» EXERCISE REQUIREMENTS
Take every line where the string "page" appears and copy it.

********

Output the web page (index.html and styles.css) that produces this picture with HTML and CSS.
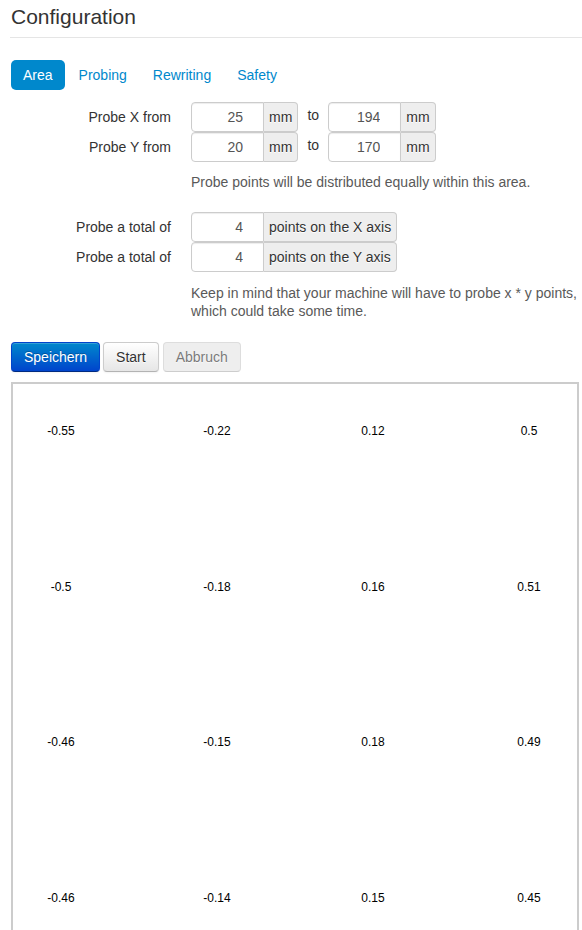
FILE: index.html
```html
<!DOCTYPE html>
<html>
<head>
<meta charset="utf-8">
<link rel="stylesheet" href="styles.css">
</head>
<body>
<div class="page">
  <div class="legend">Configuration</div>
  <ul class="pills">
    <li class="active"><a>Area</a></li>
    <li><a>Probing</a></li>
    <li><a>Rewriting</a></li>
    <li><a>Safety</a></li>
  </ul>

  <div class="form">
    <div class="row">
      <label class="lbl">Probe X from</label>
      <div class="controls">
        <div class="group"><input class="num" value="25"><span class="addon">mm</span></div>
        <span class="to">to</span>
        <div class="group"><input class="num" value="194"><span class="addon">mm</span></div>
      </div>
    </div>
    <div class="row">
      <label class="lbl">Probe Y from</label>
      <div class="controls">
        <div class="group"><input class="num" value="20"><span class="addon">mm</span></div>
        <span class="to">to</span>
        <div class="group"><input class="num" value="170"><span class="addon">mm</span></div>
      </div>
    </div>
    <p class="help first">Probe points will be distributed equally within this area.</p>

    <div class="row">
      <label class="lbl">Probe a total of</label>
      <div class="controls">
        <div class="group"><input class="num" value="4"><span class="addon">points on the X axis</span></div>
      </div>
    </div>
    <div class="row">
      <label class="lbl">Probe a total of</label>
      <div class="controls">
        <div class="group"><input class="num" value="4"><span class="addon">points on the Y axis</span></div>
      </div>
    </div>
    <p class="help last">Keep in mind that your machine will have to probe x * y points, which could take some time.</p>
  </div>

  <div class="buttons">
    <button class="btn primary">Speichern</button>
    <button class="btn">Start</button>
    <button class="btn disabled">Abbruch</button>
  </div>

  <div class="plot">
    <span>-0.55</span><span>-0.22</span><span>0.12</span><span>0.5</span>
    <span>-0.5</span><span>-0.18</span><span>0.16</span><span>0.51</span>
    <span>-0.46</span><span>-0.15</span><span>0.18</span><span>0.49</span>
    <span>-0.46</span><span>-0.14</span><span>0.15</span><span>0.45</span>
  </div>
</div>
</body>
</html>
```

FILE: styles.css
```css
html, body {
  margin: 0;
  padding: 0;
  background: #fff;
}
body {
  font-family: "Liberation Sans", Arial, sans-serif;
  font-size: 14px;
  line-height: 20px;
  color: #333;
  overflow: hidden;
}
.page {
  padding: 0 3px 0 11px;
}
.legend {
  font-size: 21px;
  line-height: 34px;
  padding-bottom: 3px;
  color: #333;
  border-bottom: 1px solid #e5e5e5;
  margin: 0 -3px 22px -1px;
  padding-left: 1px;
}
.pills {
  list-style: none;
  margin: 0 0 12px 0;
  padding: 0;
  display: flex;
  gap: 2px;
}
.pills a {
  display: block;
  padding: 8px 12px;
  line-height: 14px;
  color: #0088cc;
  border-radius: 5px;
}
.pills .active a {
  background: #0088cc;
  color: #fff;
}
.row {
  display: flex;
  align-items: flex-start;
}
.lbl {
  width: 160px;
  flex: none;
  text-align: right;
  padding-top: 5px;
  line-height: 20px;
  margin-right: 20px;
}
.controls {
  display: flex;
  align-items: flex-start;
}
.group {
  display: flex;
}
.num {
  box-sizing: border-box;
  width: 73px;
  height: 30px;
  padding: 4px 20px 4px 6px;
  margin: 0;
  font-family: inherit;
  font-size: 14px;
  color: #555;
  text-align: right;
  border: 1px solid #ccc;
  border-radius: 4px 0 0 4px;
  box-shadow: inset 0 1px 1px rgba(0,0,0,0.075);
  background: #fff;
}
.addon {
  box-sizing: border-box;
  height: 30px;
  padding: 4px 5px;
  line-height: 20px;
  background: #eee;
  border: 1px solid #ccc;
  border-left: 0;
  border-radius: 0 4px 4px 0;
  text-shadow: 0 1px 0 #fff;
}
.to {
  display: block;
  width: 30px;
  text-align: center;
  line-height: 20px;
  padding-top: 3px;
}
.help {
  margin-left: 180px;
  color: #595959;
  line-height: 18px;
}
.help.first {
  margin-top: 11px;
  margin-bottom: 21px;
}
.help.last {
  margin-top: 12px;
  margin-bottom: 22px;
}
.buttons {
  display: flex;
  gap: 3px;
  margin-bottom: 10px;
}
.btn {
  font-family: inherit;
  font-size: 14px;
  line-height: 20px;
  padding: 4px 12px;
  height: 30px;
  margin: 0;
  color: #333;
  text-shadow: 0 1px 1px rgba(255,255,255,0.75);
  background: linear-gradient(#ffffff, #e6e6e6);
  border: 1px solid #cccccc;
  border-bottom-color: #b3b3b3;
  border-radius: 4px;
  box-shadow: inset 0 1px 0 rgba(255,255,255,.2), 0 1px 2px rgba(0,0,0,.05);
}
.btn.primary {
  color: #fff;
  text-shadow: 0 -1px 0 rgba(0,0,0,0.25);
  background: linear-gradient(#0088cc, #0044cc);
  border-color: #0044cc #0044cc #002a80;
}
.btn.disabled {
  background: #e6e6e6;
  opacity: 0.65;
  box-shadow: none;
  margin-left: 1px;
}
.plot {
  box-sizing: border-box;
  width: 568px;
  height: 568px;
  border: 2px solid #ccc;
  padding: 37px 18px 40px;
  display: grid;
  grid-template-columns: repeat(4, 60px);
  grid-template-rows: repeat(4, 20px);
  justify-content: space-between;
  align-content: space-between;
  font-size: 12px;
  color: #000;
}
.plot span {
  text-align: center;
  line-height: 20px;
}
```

********

» COMPLETE OUTPUT
Output the web page (index.html and styles.css) that produces this picture with HTML and CSS.
<div class="page">
.page {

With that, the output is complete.